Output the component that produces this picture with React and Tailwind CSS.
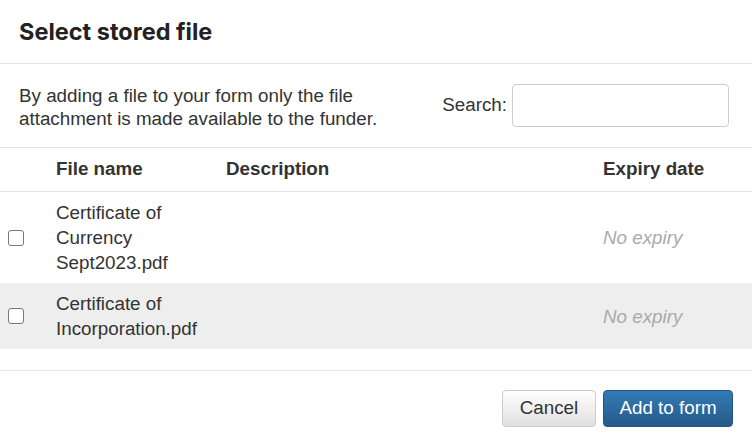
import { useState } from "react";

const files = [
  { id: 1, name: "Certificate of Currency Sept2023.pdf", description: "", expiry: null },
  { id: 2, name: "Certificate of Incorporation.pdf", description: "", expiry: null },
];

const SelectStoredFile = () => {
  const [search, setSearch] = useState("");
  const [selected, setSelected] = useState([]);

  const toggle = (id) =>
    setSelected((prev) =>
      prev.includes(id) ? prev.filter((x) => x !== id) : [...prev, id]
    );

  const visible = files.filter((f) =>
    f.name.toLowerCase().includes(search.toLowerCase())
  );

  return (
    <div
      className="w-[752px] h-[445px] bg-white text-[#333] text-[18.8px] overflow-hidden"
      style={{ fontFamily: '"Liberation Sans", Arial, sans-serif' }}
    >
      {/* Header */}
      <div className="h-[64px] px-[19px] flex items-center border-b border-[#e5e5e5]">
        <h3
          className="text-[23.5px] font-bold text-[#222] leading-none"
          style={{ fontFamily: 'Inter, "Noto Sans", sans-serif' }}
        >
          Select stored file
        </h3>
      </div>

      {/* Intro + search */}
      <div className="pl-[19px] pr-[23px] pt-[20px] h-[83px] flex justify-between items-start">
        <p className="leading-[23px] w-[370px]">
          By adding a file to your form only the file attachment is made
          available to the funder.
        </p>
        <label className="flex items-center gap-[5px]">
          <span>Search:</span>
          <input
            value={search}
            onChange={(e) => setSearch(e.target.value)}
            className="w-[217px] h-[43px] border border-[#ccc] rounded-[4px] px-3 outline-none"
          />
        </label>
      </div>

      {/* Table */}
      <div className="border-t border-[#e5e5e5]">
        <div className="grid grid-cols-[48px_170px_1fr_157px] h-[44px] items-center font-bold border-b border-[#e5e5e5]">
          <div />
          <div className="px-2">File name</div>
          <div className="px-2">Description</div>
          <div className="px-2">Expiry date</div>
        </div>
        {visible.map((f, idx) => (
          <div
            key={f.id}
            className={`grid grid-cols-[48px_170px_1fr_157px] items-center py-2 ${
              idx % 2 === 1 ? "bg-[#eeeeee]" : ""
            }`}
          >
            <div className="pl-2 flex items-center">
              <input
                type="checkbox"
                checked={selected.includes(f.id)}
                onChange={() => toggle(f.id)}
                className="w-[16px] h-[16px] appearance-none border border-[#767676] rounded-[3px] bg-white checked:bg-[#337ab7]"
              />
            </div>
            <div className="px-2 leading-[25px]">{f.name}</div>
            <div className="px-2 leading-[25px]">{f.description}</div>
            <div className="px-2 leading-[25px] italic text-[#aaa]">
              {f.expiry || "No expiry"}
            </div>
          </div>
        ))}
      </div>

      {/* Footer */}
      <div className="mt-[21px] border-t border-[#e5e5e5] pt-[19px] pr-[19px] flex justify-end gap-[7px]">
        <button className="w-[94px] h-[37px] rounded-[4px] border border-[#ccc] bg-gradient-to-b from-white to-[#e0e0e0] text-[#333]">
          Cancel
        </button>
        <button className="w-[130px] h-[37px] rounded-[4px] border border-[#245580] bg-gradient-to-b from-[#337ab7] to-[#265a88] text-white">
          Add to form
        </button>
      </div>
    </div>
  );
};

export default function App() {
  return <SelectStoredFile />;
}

**TASK REQUIREMENTS**
Repeat the lines above exactly, and keep every picture out.

**RESPONSE TO THE EXERCISE**
Output the component that produces this picture with React and Tailwind CSS.
import { useState } from "react";

const files = [
  { id: 1, name: "Certificate of Currency Sept2023.pdf", description: "", expiry: null },
  { id: 2, name: "Certificate of Incorporation.pdf", description: "", expiry: null },
];

const SelectStoredFile = () => {
  const [search, setSearch] = useState("");
  const [selected, setSelected] = useState([]);

  const toggle = (id) =>
    setSelected((prev) =>
      prev.includes(id) ? prev.filter((x) => x !== id) : [...prev, id]
    );

  const visible = files.filter((f) =>
    f.name.toLowerCase().includes(search.toLowerCase())
  );

  return (
    <div
      className="w-[752px] h-[445px] bg-white text-[#333] text-[18.8px] overflow-hidden"
      style={{ fontFamily: '"Liberation Sans", Arial, sans-serif' }}
    >
      {/* Header */}
      <div className="h-[64px] px-[19px] flex items-center border-b border-[#e5e5e5]">
        <h3
          className="text-[23.5px] font-bold text-[#222] leading-none"
          style={{ fontFamily: 'Inter, "Noto Sans", sans-serif' }}
        >
          Select stored file
        </h3>
      </div>

      {/* Intro + search */}
      <div className="pl-[19px] pr-[23px] pt-[20px] h-[83px] flex justify-between items-start">
        <p className="leading-[23px] w-[370px]">
          By adding a file to your form only the file attachment is made
          available to the funder.
        </p>
        <label className="flex items-center gap-[5px]">
          <span>Search:</span>
          <input
            value={search}
            onChange={(e) => setSearch(e.target.value)}
            className="w-[217px] h-[43px] border border-[#ccc] rounded-[4px] px-3 outline-none"
          />
        </label>
      </div>

      {/* Table */}
      <div className="border-t border-[#e5e5e5]">
        <div className="grid grid-cols-[48px_170px_1fr_157px] h-[44px] items-center font-bold border-b border-[#e5e5e5]">
          <div />
          <div className="px-2">File name</div>
          <div className="px-2">Description</div>
          <div className="px-2">Expiry date</div>
        </div>
        {visible.map((f, idx) => (
          <div
            key={f.id}
            className={`grid grid-cols-[48px_170px_1fr_157px] items-center py-2 ${
              idx % 2 === 1 ? "bg-[#eeeeee]" : ""
            }`}
          >
            <div className="pl-2 flex items-center">
              <input
                type="checkbox"
                checked={selected.includes(f.id)}
                onChange={() => toggle(f.id)}
                className="w-[16px] h-[16px] appearance-none border border-[#767676] rounded-[3px] bg-white checked:bg-[#337ab7]"
              />
            </div>
            <div className="px-2 leading-[25px]">{f.name}</div>
            <div className="px-2 leading-[25px]">{f.description}</div>
            <div className="px-2 leading-[25px] italic text-[#aaa]">
              {f.expiry || "No expiry"}
            </div>
          </div>
        ))}
      </div>

      {/* Footer */}
      <div className="mt-[21px] border-t border-[#e5e5e5] pt-[19px] pr-[19px] flex justify-end gap-[7px]">
        <button className="w-[94px] h-[37px] rounded-[4px] border border-[#ccc] bg-gradient-to-b from-white to-[#e0e0e0] text-[#333]">
          Cancel
        </button>
        <button className="w-[130px] h-[37px] rounded-[4px] border border-[#245580] bg-gradient-to-b from-[#337ab7] to-[#265a88] text-white">
          Add to form
        </button>
      </div>
    </div>
  );
};

export default function App() {
  return <SelectStoredFile />;
}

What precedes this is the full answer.